Choices, like any language, carry their share of clichés: familiar, established expressions that we can use to convey certain notions or impressions with ease. In writing their lives, some people deploy these phrases deliberately, consciously, purposefully. That’s thoughtfulness and self-awareness, and that’s worth admiring. But many others, myself included, don’t put as much thought into it. Instead we punch in these ready-made phrases, driven by an unexamined belief in their certainty and value.
Clichés are clichés because they are everywhere; they are everywhere because they worked well enough to have been accepted as the default. But that, I’ve learned, is what makes clichés so dangerous: they’ve become automatic. They’ve become the options and paths that we can (and often do) take without thinking; they’ve become the easiest way to pad our autobiographies without having these mean anything to us, let alone to anyone else. In his 2005 commencement address at Kenyon College, the author David Foster Wallace discussed the notion of “default settings,” noting that these were insidious not because they were evil or sinful, but because they were unconscious. This same lack of deliberate engagement blinds us to our potentially habitual surrender to the automatic, and leaves us with a vocabulary of choices that has been reduced to the most limited of entries.
“What is the ratio?” another professor once asked us, trying to steer our block to a more thorough discussion of the rationale for a court decision. “What is the ratio?” He’d paused, looked out the window, and grinned. “‘What is the ratio?’ When I die, I’ll have them put that on my tombstone.” It’s a memory I’m going to carry with me far beyond the bounds of law school, for two reasons.

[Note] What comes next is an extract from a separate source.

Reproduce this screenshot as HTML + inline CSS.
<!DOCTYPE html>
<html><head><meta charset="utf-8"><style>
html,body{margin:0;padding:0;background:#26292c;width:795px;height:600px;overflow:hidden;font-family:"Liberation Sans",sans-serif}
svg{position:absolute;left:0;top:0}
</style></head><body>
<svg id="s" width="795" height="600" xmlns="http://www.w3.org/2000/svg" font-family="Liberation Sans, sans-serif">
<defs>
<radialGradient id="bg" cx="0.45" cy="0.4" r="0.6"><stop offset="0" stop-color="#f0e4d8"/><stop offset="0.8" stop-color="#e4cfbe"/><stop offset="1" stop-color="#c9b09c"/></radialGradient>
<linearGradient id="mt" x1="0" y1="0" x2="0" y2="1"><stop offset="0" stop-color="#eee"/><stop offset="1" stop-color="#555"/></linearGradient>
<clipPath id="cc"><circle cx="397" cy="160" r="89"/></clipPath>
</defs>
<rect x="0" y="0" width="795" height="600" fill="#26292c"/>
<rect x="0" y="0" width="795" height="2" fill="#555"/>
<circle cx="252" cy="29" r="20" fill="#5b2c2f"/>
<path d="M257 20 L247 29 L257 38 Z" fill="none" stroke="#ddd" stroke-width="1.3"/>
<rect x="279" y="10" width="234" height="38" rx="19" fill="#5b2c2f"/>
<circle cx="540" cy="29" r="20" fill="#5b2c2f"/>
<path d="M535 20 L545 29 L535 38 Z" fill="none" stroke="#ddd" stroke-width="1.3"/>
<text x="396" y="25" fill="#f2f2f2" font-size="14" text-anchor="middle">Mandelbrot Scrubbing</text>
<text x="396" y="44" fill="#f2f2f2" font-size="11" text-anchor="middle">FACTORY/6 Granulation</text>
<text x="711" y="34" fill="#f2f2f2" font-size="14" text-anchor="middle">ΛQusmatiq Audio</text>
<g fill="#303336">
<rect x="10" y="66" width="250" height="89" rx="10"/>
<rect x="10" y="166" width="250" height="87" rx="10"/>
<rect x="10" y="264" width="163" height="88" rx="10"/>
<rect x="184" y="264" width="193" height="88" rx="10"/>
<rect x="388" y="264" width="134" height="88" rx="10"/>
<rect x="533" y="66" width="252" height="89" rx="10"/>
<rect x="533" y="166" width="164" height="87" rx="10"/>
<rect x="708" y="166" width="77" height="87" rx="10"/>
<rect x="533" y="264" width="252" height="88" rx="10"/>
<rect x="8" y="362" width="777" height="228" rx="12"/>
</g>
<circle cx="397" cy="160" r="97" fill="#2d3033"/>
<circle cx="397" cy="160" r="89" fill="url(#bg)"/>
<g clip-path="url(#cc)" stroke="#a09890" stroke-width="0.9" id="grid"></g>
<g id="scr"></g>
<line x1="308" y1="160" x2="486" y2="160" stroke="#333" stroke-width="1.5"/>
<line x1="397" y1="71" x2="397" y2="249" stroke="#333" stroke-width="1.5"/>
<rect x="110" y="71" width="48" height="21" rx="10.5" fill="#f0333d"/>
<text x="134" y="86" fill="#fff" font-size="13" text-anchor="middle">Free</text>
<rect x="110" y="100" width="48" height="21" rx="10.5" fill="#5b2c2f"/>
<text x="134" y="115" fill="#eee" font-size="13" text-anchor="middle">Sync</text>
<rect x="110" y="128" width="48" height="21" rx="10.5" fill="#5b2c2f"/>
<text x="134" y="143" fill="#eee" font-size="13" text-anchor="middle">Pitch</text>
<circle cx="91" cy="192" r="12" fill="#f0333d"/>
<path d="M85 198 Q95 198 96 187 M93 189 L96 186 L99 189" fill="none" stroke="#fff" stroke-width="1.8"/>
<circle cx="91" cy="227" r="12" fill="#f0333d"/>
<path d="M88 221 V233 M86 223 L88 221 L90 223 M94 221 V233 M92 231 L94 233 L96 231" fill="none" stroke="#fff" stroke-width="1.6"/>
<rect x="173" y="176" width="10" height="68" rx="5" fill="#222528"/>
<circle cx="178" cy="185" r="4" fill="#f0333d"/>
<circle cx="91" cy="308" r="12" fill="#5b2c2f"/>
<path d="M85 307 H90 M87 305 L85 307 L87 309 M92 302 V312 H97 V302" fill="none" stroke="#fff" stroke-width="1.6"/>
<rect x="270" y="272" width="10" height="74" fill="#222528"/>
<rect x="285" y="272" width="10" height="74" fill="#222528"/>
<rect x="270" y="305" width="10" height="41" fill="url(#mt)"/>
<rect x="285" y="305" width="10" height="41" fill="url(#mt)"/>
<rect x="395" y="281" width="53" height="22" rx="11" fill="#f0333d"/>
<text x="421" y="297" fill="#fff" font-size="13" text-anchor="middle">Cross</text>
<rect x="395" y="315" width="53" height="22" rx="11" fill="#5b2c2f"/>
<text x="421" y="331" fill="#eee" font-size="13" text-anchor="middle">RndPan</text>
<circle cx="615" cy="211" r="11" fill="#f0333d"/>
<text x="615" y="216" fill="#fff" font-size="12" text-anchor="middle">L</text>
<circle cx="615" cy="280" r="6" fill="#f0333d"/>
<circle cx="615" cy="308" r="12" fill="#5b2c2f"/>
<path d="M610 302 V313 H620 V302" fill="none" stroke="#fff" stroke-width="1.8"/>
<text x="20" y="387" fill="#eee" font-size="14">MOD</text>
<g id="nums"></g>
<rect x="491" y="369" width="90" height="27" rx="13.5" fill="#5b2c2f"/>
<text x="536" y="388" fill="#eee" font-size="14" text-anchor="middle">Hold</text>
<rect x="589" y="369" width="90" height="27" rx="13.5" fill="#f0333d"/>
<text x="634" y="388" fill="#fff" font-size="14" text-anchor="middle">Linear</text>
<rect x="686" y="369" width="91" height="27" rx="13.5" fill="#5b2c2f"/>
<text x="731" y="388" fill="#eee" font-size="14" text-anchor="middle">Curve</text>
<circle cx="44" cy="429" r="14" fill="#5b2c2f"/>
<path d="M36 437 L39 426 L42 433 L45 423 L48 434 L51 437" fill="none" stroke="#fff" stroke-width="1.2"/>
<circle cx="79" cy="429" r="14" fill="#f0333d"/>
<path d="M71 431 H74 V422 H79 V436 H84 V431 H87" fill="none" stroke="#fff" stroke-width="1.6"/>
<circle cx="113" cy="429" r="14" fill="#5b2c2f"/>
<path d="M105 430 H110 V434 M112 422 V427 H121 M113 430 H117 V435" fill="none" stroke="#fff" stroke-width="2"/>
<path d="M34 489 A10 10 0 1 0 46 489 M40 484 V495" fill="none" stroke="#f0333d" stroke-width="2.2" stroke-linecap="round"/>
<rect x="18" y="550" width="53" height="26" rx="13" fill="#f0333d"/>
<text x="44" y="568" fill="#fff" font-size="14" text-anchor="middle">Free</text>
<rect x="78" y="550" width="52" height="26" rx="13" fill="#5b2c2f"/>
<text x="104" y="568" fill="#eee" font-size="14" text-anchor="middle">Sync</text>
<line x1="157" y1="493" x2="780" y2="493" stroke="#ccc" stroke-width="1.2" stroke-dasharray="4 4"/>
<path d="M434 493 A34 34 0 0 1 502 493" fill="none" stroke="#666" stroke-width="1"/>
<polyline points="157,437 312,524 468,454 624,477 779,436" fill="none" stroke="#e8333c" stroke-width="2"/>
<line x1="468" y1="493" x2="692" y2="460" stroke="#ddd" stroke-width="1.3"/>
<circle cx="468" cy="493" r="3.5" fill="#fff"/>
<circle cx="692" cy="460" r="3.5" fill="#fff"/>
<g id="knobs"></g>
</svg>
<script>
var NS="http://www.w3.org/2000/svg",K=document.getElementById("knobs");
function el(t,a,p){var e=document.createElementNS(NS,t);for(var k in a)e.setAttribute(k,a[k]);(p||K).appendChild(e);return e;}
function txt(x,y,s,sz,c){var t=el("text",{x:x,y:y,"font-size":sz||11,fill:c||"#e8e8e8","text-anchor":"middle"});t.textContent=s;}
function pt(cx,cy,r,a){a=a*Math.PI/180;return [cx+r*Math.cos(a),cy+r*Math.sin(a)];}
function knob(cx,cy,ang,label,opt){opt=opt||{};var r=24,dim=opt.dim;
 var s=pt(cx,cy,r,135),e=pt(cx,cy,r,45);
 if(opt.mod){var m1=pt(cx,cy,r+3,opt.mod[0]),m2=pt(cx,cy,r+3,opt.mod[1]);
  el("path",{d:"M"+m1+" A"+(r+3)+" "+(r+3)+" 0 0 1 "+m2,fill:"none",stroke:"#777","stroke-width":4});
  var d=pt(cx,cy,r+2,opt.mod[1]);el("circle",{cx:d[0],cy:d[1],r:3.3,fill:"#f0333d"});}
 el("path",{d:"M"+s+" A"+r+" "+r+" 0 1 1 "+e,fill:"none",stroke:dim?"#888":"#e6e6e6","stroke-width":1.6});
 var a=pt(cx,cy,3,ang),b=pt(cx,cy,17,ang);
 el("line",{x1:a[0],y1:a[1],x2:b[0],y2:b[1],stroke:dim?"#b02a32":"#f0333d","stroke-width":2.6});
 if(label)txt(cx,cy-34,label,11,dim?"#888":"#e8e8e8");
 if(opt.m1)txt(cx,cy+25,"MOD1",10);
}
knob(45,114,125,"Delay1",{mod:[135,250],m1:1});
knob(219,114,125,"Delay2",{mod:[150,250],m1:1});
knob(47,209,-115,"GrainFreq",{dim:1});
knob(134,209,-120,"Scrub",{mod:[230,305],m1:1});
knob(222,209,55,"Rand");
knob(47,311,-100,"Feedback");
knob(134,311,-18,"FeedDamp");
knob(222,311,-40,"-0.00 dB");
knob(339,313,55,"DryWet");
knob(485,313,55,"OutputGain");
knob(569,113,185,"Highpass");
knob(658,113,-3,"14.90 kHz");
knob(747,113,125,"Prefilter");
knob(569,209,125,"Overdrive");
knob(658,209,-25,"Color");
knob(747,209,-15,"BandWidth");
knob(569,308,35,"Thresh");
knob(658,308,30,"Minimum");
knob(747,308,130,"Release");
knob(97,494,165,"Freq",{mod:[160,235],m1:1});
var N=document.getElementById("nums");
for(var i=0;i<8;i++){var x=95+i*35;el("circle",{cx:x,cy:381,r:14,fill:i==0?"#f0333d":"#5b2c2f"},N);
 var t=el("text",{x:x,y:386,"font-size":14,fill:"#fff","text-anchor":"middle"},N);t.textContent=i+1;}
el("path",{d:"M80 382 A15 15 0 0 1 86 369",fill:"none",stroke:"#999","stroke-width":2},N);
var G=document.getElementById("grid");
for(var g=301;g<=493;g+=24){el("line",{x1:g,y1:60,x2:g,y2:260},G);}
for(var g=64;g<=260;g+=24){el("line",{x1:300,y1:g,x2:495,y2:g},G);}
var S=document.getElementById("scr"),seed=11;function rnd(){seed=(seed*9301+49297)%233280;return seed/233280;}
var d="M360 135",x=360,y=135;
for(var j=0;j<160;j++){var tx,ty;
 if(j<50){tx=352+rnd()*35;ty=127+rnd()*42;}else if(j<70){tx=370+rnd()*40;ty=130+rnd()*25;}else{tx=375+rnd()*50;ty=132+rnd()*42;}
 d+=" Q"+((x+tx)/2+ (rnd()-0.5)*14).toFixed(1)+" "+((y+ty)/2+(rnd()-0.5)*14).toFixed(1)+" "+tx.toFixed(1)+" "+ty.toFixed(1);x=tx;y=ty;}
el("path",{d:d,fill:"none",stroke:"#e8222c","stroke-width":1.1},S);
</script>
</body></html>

First, it’s a good reminder of what a life written through deliberate choice sounds like. Here was someone who chose, every day, to teach students how to think, no matter how vexing the task often got. That is, here was someone who knew what message he wanted to send, and who affirmed, every day, his choice of how to say it. Whether or not our professor did put the question on his tombstone, it was something that his decisions and actions would continue to ask long after he’d carried them out. In a way, we are all our own epitaphs.

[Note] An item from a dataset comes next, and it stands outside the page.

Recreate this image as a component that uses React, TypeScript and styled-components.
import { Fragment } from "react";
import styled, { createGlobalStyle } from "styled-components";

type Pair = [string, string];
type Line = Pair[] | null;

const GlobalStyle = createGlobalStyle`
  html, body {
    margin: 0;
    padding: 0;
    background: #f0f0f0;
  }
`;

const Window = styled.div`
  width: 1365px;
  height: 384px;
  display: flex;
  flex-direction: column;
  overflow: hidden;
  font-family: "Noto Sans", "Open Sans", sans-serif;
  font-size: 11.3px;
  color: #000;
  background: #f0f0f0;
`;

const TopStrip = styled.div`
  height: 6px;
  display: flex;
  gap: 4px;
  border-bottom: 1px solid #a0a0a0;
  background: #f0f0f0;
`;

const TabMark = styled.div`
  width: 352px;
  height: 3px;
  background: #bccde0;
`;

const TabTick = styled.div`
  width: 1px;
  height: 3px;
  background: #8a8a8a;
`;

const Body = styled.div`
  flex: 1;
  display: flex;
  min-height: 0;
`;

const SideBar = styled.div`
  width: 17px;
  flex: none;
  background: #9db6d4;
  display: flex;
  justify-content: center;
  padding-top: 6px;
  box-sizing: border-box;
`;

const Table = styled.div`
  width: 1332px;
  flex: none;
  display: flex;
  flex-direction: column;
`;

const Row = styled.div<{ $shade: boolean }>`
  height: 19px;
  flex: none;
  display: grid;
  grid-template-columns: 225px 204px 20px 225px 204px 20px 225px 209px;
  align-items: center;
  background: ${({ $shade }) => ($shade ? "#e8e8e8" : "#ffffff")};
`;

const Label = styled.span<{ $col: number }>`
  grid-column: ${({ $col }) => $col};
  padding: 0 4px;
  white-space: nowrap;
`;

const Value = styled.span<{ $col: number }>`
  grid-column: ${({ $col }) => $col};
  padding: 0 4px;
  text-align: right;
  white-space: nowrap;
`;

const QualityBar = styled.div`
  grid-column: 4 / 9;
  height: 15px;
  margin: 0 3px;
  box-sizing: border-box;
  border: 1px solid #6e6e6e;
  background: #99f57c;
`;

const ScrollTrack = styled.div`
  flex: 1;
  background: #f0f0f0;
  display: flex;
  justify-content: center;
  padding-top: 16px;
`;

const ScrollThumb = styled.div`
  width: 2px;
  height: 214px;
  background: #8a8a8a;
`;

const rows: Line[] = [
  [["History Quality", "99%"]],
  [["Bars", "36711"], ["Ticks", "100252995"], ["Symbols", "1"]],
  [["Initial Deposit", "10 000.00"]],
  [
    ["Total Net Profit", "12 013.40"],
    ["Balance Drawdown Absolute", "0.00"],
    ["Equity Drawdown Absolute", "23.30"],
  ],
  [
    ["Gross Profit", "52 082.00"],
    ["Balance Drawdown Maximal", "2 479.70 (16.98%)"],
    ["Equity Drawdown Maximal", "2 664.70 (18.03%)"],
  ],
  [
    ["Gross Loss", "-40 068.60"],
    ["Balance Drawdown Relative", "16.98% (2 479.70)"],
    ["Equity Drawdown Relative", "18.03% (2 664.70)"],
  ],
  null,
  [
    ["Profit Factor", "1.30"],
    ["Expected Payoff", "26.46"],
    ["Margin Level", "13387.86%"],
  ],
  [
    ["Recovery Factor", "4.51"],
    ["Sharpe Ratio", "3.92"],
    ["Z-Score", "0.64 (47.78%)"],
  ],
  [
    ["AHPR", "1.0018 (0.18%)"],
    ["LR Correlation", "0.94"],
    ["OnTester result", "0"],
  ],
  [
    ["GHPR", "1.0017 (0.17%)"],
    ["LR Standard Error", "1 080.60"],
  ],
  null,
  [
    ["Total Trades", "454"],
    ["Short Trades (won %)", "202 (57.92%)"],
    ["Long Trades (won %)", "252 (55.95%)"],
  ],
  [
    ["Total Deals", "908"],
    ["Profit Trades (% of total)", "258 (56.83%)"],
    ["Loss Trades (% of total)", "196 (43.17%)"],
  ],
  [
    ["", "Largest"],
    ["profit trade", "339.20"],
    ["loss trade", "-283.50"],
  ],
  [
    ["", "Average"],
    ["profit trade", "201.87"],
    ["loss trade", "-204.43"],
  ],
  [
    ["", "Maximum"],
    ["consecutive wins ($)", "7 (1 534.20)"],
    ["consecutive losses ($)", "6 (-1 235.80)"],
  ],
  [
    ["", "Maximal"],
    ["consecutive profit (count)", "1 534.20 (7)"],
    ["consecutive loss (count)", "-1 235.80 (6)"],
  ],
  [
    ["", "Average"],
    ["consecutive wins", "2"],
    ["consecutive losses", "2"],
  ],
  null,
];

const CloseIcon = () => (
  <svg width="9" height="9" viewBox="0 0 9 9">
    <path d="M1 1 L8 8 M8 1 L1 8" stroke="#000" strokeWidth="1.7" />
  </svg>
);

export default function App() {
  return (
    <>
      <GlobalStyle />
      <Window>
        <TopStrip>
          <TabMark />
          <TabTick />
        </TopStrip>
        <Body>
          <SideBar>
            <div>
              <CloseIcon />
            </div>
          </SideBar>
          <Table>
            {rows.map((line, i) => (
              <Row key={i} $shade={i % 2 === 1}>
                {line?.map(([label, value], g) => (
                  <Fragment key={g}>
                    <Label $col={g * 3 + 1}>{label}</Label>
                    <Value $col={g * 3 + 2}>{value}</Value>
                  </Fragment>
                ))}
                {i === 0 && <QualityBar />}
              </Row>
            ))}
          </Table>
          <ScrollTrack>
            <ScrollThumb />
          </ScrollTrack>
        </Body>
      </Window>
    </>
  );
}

Second, there is the question itself. What is the ratio? Why do our lives say what they say, and why do they say it in that way? It’s difficult, if not impossible, to answer this with complete certainty. But to even ask at all is to recognize that our lives can convey something valuable.
I know I want to build a life that speaks of service, honor, and excellence. Others have done and are choosing to do so through law, as others will also choose to do in the future. But I came to law carried along by my default settings, and no one can communicate service, honor, or excellence by simply living out a cliché. After all, if we want our lives to speak with fluency, meaning, and conviction, then our work doesn’t stop at finding something worthwhile to say. It’s equally important to consider how we choose to say it. What we convey and embody, and how: that, it seems, is the meaning of character—and as my brief stint in law school helped show me, it is a meaning that demands to be written and shaped by choices made in nothing less than the grand manner.